China is also a major buyer of Canadian seafood products, with lobster retailers in particular expected to feel the pinch of the new levies.

In response to the tariffs, leaders from the Prairie provinces have requested action from Ottawa to support farmers. Alberta, Saskatchewan and Manitoba rely heavily on China for canola exports, sending billions of dollars in products overseas each year.

An association representing canola growers in Alberta has also asked the federal government to cover losses resulting from the tariffs. The impact of tariffs from China alone “could be potentially devastating,” said Karla Bergstrom, executive director of Alberta Canola.

The situation has left many farmers without bids from sellers, Ms. Bergstrom said. Canola prices have also plummeted since China announced the tariffs.

“It’s prohibitive,” Ms. Bergstrom said. “It will be uncompetitive to sell to China.”

Beijing previously targeted canola exports during a period of high tension between Canada and China after the twin arrests of Huawei executive Meng Wanzhou at Vancouver’s airport and Canadians Michael Kovrig and Michael Spavor in China. That ban was lifted in 2022 after three years, to the great relief of the canola industry.

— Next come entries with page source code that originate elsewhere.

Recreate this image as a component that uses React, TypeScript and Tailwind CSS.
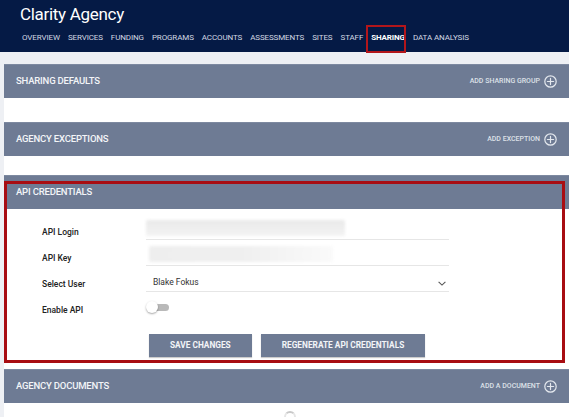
import React from "react";

const NAV = [
  "OVERVIEW",
  "SERVICES",
  "FUNDING",
  "PROGRAMS",
  "ACCOUNTS",
  "ASSESSMENTS",
  "SITES",
  "STAFF",
  "SHARING",
  "DATA ANALYSIS",
];

const PlusCircle = () => (
  <svg width="13" height="13" viewBox="0 0 13 13" fill="none" stroke="#e4e8ee" strokeWidth="1.2">
    <circle cx="6.5" cy="6.5" r="5.7" />
    <path d="M6.5 3.4v6.2M3.4 6.5h6.2" strokeLinecap="round" />
  </svg>
);

const PanelHeader = ({ title, action }: { title: string; action?: string }) => (
  <div className="flex h-[34px] items-center justify-between bg-[#6e7b94] pl-[12px] pr-[12px] border-t border-[#7d89a0]">
    <span className="text-[9.5px] font-medium tracking-[-0.02em] text-[#f3f5f8]">{title}</span>
    {action && (
      <div className="flex items-center gap-[4px]">
        <span className="text-[7px] font-medium text-[#dde1e8]">{action}</span>
        <PlusCircle />
      </div>
    )}
  </div>
);

const Label = ({ children }: { children: React.ReactNode }) => (
  <span className="w-[104px] shrink-0 pb-[3px] text-[8.5px] leading-[10px] font-medium text-[#222]">
    {children}
  </span>
);

export default function App() {
  return (
    <div className="h-[417px] w-[569px] overflow-hidden bg-[#eef0f4] font-['Roboto',sans-serif]">
      {/* Top bar */}
      <header className="h-[52px] bg-[#051a45] pl-[20px]">
        <h1 className="pt-[3px] text-[17px] leading-[22px] tracking-[-0.3px] text-white">Clarity Agency</h1>
        <nav className="mt-[8px] flex gap-[8px] pl-[2px] text-[8px] leading-[10px] tracking-[-0.015em] text-[#d3d8e2]">
          {NAV.map((item) =>
            item === "SHARING" ? (
              <span key={item} className="relative font-bold text-white">
                {item}
                <span className="absolute -left-[5px] -right-[1px] -top-[8px] -bottom-[10px] border-[2.5px] border-[#b3161b]" />
              </span>
            ) : (
              <span key={item}>{item}</span>
            )
          )}
        </nav>
      </header>

      <main className="flex flex-col pl-[4px] pt-[12px]">
        <PanelHeader title="SHARING DEFAULTS" action="ADD SHARING GROUP" />
        <div className="h-[24px] bg-white" />

        <PanelHeader title="AGENCY EXCEPTIONS" action="ADD EXCEPTION" />
        <div className="h-[19px] bg-white" />

        {/* API credentials, outlined */}
        <div className="relative">
          <PanelHeader title="API CREDENTIALS" />
          <div className="bg-white pl-[38px] pt-[5px] pb-[12px]">
            <div className="flex h-[26px] items-end">
              <Label>API Login</Label>
              <div className="h-full w-[303px] border-b border-[#e6e6e6] pt-[6px]">
                <div className="h-[16px] w-[199px] rounded-[2px] bg-gradient-to-b from-[#e9e9e9] to-[#f3f3f3] blur-[1.5px]" />
              </div>
            </div>
            <div className="flex h-[26px] items-end">
              <Label>API Key</Label>
              <div className="h-full w-[303px] border-b border-[#e6e6e6] pl-[3px] pt-[6px]">
                <div className="h-[16px] w-[184px] rounded-[2px] bg-gradient-to-r from-[#eeeeee] via-[#efefef] to-[#fafafa] blur-[1.5px]" />
              </div>
            </div>
            <div className="flex h-[26px] items-end">
              <Label>Select User</Label>
              <div className="flex h-full w-[303px] items-end justify-between border-b border-[#e6e6e6] pb-[4px] pl-[7px] pr-[3px]">
                <span className="text-[8.5px] leading-[10px] text-[#333]">Blake Fokus</span>
                <svg width="8" height="5" viewBox="0 0 8 5" fill="none" stroke="#555" strokeWidth="1.1" className="mb-[1px]">
                  <path d="M0.6 0.8L4 4.1L7.4 0.8" />
                </svg>
              </div>
            </div>
            <div className="flex h-[26px] items-end">
              <Label>Enable API</Label>
              <div className="relative mb-[5px] h-[12px] w-[24px]">
                <div className="absolute left-[4px] top-[2.5px] h-[7px] w-[19px] rounded-full bg-[#b9b9b9]" />
                <div className="absolute left-0 top-0 h-[11.5px] w-[11.5px] rounded-full bg-white shadow-[0_1px_2px_rgba(0,0,0,0.35)]" />
              </div>
            </div>
            <div className="mt-[16px] flex gap-[9px] pl-[107px]">
              <button className="h-[23px] bg-[#6e7b94] px-[21px] text-[8.3px] font-bold text-[#f3f5f8] shadow-[0_1px_1px_rgba(0,0,0,0.2)]">
                SAVE CHANGES
              </button>
              <button className="h-[23px] bg-[#6e7b94] px-[21px] text-[8.3px] font-bold text-[#f3f5f8] shadow-[0_1px_1px_rgba(0,0,0,0.2)]">
                REGENERATE API CREDENTIALS
              </button>
            </div>
          </div>
          <div className="pointer-events-none absolute bottom-[6px] left-0 right-[4px] top-[6px] border-[3px] border-[#a80d12]" />
        </div>

        <PanelHeader title="AGENCY DOCUMENTS" action="ADD A DOCUMENT" />
        <div className="flex h-[40px] justify-center bg-white pt-[8px]">
          <div className="ml-[6px] h-[12px] w-[12px] rounded-full border-2 border-[#e6e6e6] border-t-[#c9c9c9]" />
        </div>
      </main>
    </div>
  );
}
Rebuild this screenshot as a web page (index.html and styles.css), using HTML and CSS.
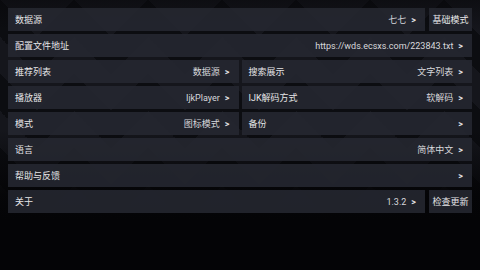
FILE: index.html
```html
<!DOCTYPE html>
<html lang="zh">
<head>
<meta charset="utf-8">
<link rel="stylesheet" href="styles.css">
</head>
<body>
<div class="bg">
  <div class="grid">
    <div class="line full">
      <div class="item grow"><span class="label">数据源</span><span class="value">七七</span><span class="chev">&gt;</span></div>
      <div class="item btn">基础模式</div>
    </div>
    <div class="line full">
      <div class="item grow"><span class="label">配置文件地址</span><span class="value">https://wds.ecsxs.com/223843.txt</span><span class="chev">&gt;</span></div>
    </div>
    <div class="item"><span class="label">推荐列表</span><span class="value">数据源</span><span class="chev">&gt;</span></div>
    <div class="item"><span class="label">搜索展示</span><span class="value">文字列表</span><span class="chev">&gt;</span></div>
    <div class="item"><span class="label">播放器</span><span class="value">IjkPlayer</span><span class="chev">&gt;</span></div>
    <div class="item"><span class="label">IJK解码方式</span><span class="value">软解码</span><span class="chev">&gt;</span></div>
    <div class="item"><span class="label">模式</span><span class="value">图标模式</span><span class="chev">&gt;</span></div>
    <div class="item"><span class="label">备份</span><span class="value"></span><span class="chev">&gt;</span></div>
    <div class="line full">
      <div class="item grow"><span class="label">语言</span><span class="value">简体中文</span><span class="chev">&gt;</span></div>
    </div>
    <div class="line full">
      <div class="item grow"><span class="label">帮助与反馈</span><span class="value"></span><span class="chev">&gt;</span></div>
    </div>
    <div class="line full">
      <div class="item grow"><span class="label">关于</span><span class="value">1.3.2</span><span class="chev">&gt;</span></div>
      <div class="item btn">检查更新</div>
    </div>
  </div>
</div>
</body>
</html>
```

FILE: styles.css
```css
html, body {
  margin: 0;
  padding: 0;
  width: 480px;
  height: 270px;
  overflow: hidden;
  background: #040406;
}
.bg {
  width: 480px;
  height: 270px;
  box-sizing: border-box;
  padding: 8px 8px 0 8px;
  background:
    linear-gradient(to bottom, rgba(6,6,9,0.5) 0, rgba(6,6,9,0) 30px, rgba(6,6,9,0) 130px, rgba(4,4,6,0.9) 195px, #040406 220px),
    linear-gradient(135deg, #15161c 25%, transparent 25%) -37px 0 / 74px 74px,
    linear-gradient(225deg, #15161c 25%, transparent 25%) -37px 0 / 74px 74px,
    linear-gradient(315deg, #15161c 25%, transparent 25%) 0 0 / 74px 74px,
    linear-gradient(45deg, #15161c 25%, transparent 25%) 0 0 / 74px 74px,
    #0c0d11;
  font-family: Roboto, "Noto Sans CJK SC", sans-serif;
  font-size: 9px;
  color: #e6e6e8;
}
.grid {
  display: grid;
  grid-template-columns: 1fr 1fr;
  column-gap: 3px;
  row-gap: 3px;
  width: 464px;
}
.full {
  grid-column: 1 / span 2;
}
.line {
  display: flex;
  gap: 4px;
}
.item {
  height: 23px;
  display: flex;
  align-items: center;
  padding: 0 9px 0 7px;
  background: rgba(38, 40, 49, 0.88);
  box-sizing: border-box;
  white-space: nowrap;
}
.grow {
  flex: 1;
}
.label {
  flex: 1;
}
.value {
  color: #d8d8dc;
  margin-right: 5px;
}
.chev {
  font-weight: bold;
  color: #e6e6e8;
}
.btn {
  width: 43px;
  padding: 0;
  justify-content: center;
}
```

But the potential to use canola exports as a political tool was made clear, and one of the first responses China announced to the Canadian tariffs last year was an anti-dumping investigation into canola. That probe has not yet completed, and analysts have warned the tariffs could be expanded to cover the entire sector, as they were in 2022.

Chinese state media coverage of the new tariffs made clear they were intended to send a message.

Canada’s EV tariffs were imposed after a similar move by the U.S. and consultation with the Joe Biden administration, much to the chagrin of Beijing, which has always complained about Ottawa following the U.S. lead on foreign policy. In late February, current U.S. Treasury Secretary Scott Bessent encouraged Canada to follow Mexico in matching President Donald Trump’s new tariffs against China.

Speaking to the Global Times, a Chinese state-run newspaper, Shi Xiaoli, director of the Beijing-based WTO Law Research Centre, said it was important for China to send the message that “if any nations try to gain U.S. favour by imposing extra tariffs on China in return for the U.S. to lift tariffs on them, then China will also use tools to defend its own interests.”

In a social media post, state broadcaster CCTV said for China “it is not difficult to find alternative sources of goods imported from Canada, but for Canada, its alternative market space has been sharply compressed, which means Canada has to bear more losses.”

Relations between Ottawa and Beijing have not recovered since the Michaels saga, despite efforts in the past year to rebuild ties, including with a surprise visit by Foreign Minister Mélanie Joly in July. Some observers had speculated that there could be space for a reset with the resignation of Justin Trudeau, who was prime minister throughout the rocky period.

But these hopes appeared to be dashed with the new tariffs this month, and the revelation by The Globe and Mail on Wednesday that four Canadians had been executed by China earlier this year, a shocking move in a country that often imposes but rarely carries out the death penalty against Westerners.